Remember, Akeelah and the Bee?

(If you haven’t seen the movie, you are not from Earth)


The way the protagonist grew in character and learning as she went through different stages of the competition is a clear reflection of the importance of spelling.


Growing up, we had dictation sessions, where a teacher would dictate big words to students, and award marks to those that got the right spelling. Such activity encouraged us to read more, to walk around with a pocket dictionary so we could check the spelling and meaning of any new word we encountered.


Over the years, dictation classes have translated to the Spelling Bee competition; a competition in which contestants are asked to spell a broad selection of words, usually with a varying degree of difficulty.

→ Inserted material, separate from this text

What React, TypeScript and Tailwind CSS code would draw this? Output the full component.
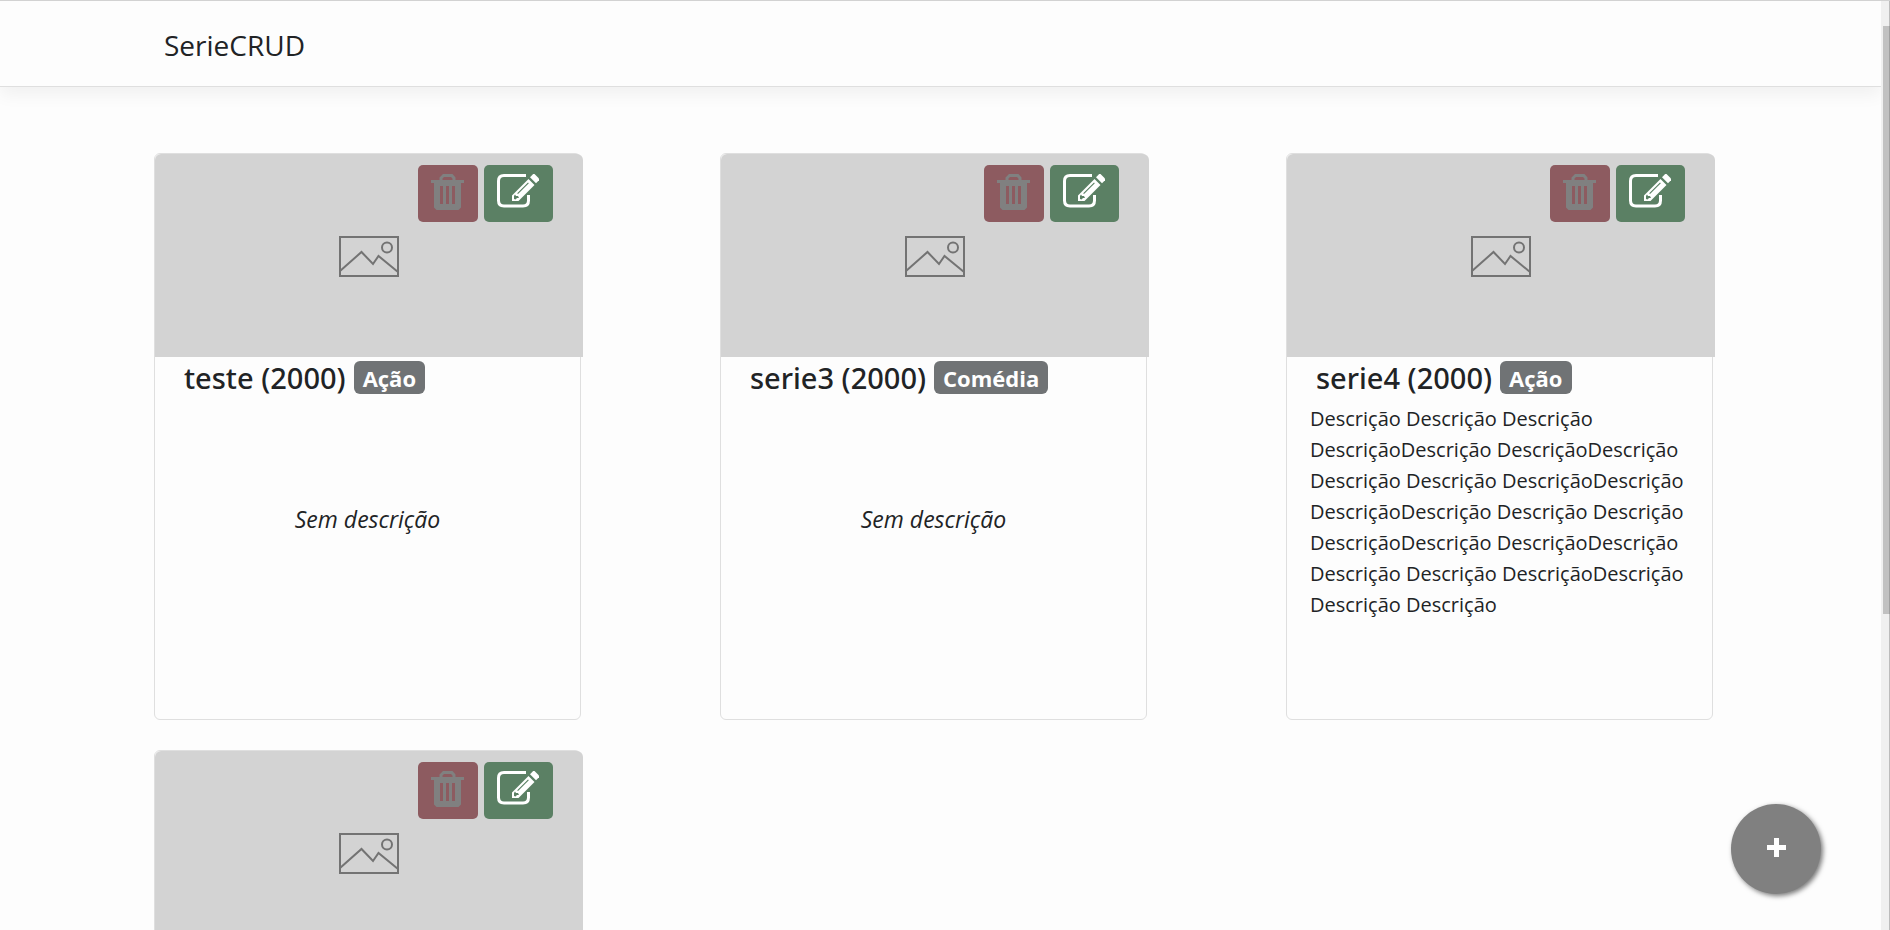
type Details = { name: string; year: number; genre: string; description?: string };
type Series = { id: number; details?: Details };

const series: Series[] = [
  { id: 1, details: { name: "teste", year: 2000, genre: "Ação" } },
  { id: 2, details: { name: "serie3", year: 2000, genre: "Comédia" } },
  {
    id: 3,
    details: {
      name: "serie4",
      year: 2000,
      genre: "Ação",
      description:
        "Descrição Descrição Descrição DescriçãoDescrição DescriçãoDescrição Descrição Descrição DescriçãoDescrição DescriçãoDescrição Descrição Descrição DescriçãoDescrição DescriçãoDescrição Descrição Descrição DescriçãoDescrição Descrição Descrição",
    },
  },
  { id: 4 },
];

function TrashIcon() {
  return (
    <svg className="h-[36px] w-[34px]" viewBox="13 9 34 36" fill="#808080" aria-hidden="true">
      <path d="M21.500 16v-3.500L25 9h9.500l3 3.500V16h-3v-2.500L33 12h-7l-1.500 1.500V16z" />
      <path d="M13 15h33v3H13z" />
      <path
        fillRule="evenodd"
        d="M16 17h27v25.500L40.500 45h-22L16 42.500zM22 21v18h3V21zM28 21v18h3V21zM34 21v18h3V21z"
      />
    </svg>
  );
}

function EditIcon() {
  return (
    <svg className="h-[34px] w-[43px]" viewBox="13 9 43 34" fill="#fff" aria-hidden="true">
      <path
        d="M42 10.500H20Q14.500 10.500 14.500 16v19.500Q14.500 41 20 41h19q5.500 0 5.500-5.500V30"
        fill="none"
        stroke="#fff"
        strokeWidth="3"
      />
      <path
        fillRule="evenodd"
        d="M28 30.500 44.500 14l6 6L34.500 36H28zM33.200 28.200l.8.8L44.800 18.200l-.8-.8zM30 31v3l1.500.500 1.500-1.500h2l-1-2h-2l-1-1.500z"
      />
      <path d="M46 12.300 49.200 9h1.300L55 13.500v1.800L52 18.300z" />
    </svg>
  );
}

function PictureIcon() {
  return (
    <svg
      className="h-[41px] w-[60px]"
      viewBox="0 0 60 41"
      fill="none"
      stroke="#737373"
      strokeWidth="2"
      role="img"
      aria-label="Sem imagem"
    >
      <path d="M1 1h58v39H1zM1 35l21.500-19L34 28l5.500-8L59 36" />
      <circle cx="48" cy="11.500" r="5" />
    </svg>
  );
}

function CardBody({ details }: { details: Details }) {
  return (
    <>
      <h2 className="flex items-center gap-2 pt-1 pl-[29px] font-['Noto_Sans',sans-serif] text-[29px] leading-[33px] font-medium">
        {details.name} ({details.year})
        <span className="h-[33px] rounded-md bg-[#707375] px-[9px] font-['Open_Sans',sans-serif] text-[22px] leading-[35px] font-bold text-white">
          {details.genre}
        </span>
      </h2>
      {details.description ? (
        <p className="mt-[9px] px-[23px] text-[20px] leading-[31px]">{details.description}</p>
      ) : (
        <p className="mt-[107px] text-center text-[23px] leading-[36px] italic">Sem descrição</p>
      )}
    </>
  );
}

function Card({ item }: { item: Series }) {
  return (
    <article className="flex h-[567px] w-[427px] flex-col rounded-md border border-[#dfdfdf]">
      <div className="relative flex h-[203px] w-[428px] shrink-0 items-center justify-center rounded-t-md bg-[#d3d3d3] pt-0.5">
        <PictureIcon />
        <div className="absolute top-[11px] right-[30px] flex gap-1.5">
          <button
            type="button"
            aria-label="Excluir"
            className="flex h-[57px] w-[60px] justify-center rounded-[5px] bg-[#8d5b60] pt-[9px]"
          >
            <TrashIcon />
          </button>
          <button
            type="button"
            aria-label="Editar"
            className="flex h-[57px] w-[69px] justify-center rounded-[5px] bg-[#5b8064] pt-[9px]"
          >
            <EditIcon />
          </button>
        </div>
      </div>
      {item.details && <CardBody details={item.details} />}
    </article>
  );
}

export default function App() {
  return (
    <div className="flex h-screen overflow-hidden border-t border-[#d2d2d2] bg-[#fdfdfd] font-['Open_Sans','Noto_Sans',sans-serif] text-[#212325]">
      <div className="flex-1 overflow-x-hidden overflow-y-auto [scrollbar-width:none]">
        <header className="flex h-[86px] items-center border-b border-[#dfdfdf] pt-0.5 pl-[164px] shadow-[0_8px_16px_rgba(0,0,0,0.05)]">
          <a href="#" className="text-[28px] leading-[40px]">
            SerieCRUD
          </a>
        </header>
        <main className="grid grid-cols-3 gap-y-[30px] pt-[66px] pr-[29px] pb-[30px] pl-[154px]">
          {series.map((item) => (
            <Card key={item.id} item={item} />
          ))}
        </main>
      </div>
      <div className="flex w-[9px] flex-col border-r border-[#bcbcbc] bg-[#f0f0f0] pt-[25px] pl-0.5" aria-hidden="true">
        <div className="-mr-px h-[65%] border-r border-[#9f9f9f] bg-[#c1c1c1]" />
      </div>
      <button
        type="button"
        aria-label="Adicionar série"
        className="fixed right-[69px] bottom-9 flex size-[90px] items-center justify-center rounded-full bg-[#808080] pb-[3px] shadow-[2px_2px_5px_#777]"
      >
        <svg className="size-[19px]" viewBox="0 0 19 19" fill="#fff" aria-hidden="true">
          <path d="M7 0h5v7h7v5h-7v7H7v-7H0V7h7z" />
        </svg>
      </button>
    </div>
  );
}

One would think that Spelling Bees will only help school children with spelling, however, its benefits far exceed that.


Spelling bees enhance literacy by giving students a positive objective to work toward and a platform to show off the results of their efforts. However, they accomplish much more than that: in addition to spelling, the bees help children understand concepts, improve comprehension, and build study skills. Because children are expected to spell words on stage, they learn self-confidence, communication and public speaking skills, as well as the capacity to thrive under pressure.


Spelling Bees is a good intervention to redress the growing illiteracy rate among young adults in Nigeria. According to a World Bank report, just about 20% of young Nigerian adults who have completed primary school can read. Given its somewhat high per capita income, Nigeria has a lower than expected level of educational performance. Overall, the literacy rate in Nigeria in 2018 was 62.02 percent, way below Zambia, Kenya Congo, Ghana, Bangladesh etc.

25-year-old Oluwaseun Aribisogan, a Data Analyst based in Osun state who is passionate about making a positive impact, especially in the lives of children, saw the sad literacy rate in Nigeria and decided to do something about it.


She set out to organise a Spelling Bee competition in a Community Primary school. The project entailed the following activities:


  • A presentation on the importance of learning new words; their spelling, definition and usage
  • A Spelling Bee competition to test students vocabulary
  • Presentation of gifts to winners of the competition

In the course of the project, a minimum of 10 participants was empowered with notebooks. 100% of the participants present to commit to improving their study/reading habits. A minimum of 30 participants pledged to advocate for Improved Access to Quality Primary/Secondary Schools Education within their community.

Oluwaseun Aribisogan has done her bit in improving the lives of school children in her community. What are you doing for the change you want to see?